Before then my mum had to go to the post office to get her family allowance money (much needed), then go to the bank to pay some stuff, while holding the rest in her purse. From here it would pay for shopping, lunch money, and my dad’s trips to the pub. It think he called 50p pieces his “swally tokens”.

No iPhones here with contactless terminals, using biometrics to instruct banks to pay for shopping at the supermarket. No cash now at the posh burger vans, who offer the portable terminal for your debit card. And simply one click on Amazon and we can buy almost anything and it is delivered the next day. I think Jeff Bezos deserves his retirement and his $197 billion.

It is so easy to forget just how far we have come as a result of technology and innovation coupled with the energy and foresight of entrepreneurs who have completely changed how we exist and interact with the planet. Not all for the better of course.
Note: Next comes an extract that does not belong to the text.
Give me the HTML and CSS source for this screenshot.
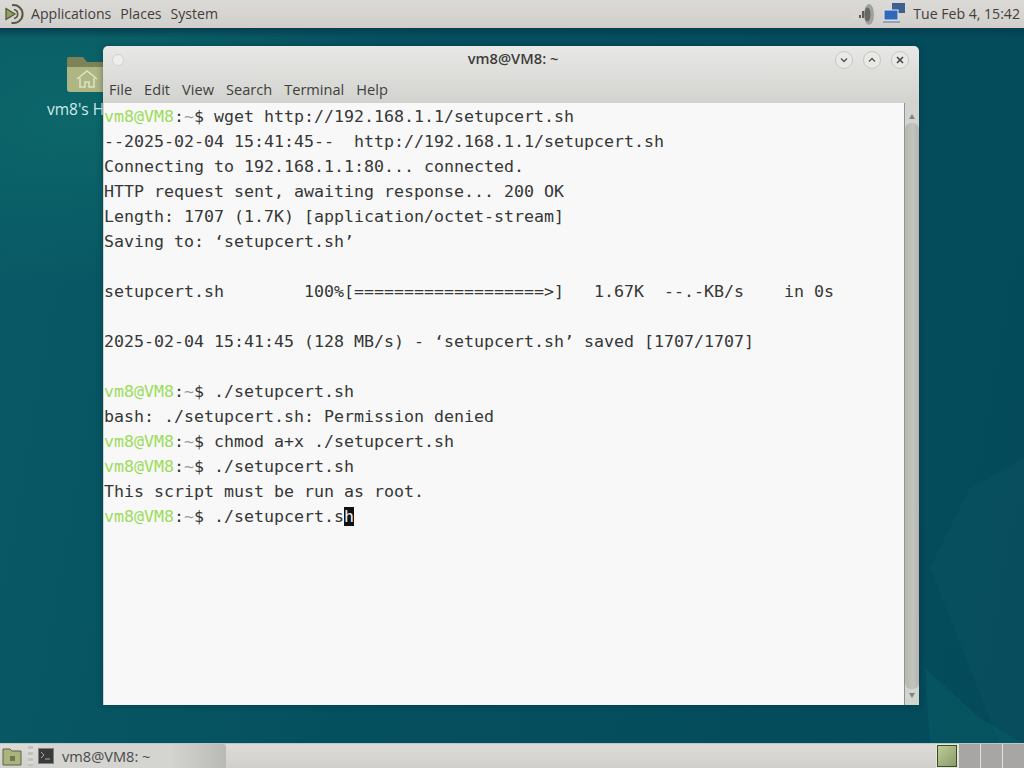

But, I do believe that many of us are lucky in that we can still remember analogue “stuff” even though we live in the digital age now.

I guess when my daughter is in her 50s and I’m sitting in an urn on the mantelpiece, she will look back at how dated the current iPhone is, how silly Alexa was compared to what has replaced it, why anyone would go to a supermarket when it all gets delivered on demand and what were those thing called banks? Now replaced by decentralised finance, cryptocurrency companies.

And a whole new batch of tech entrepreneurs today thinking about how much better life can be in 40 years’ time. The new Jeff Bezos is sitting in a garage right now, planning it all in her head.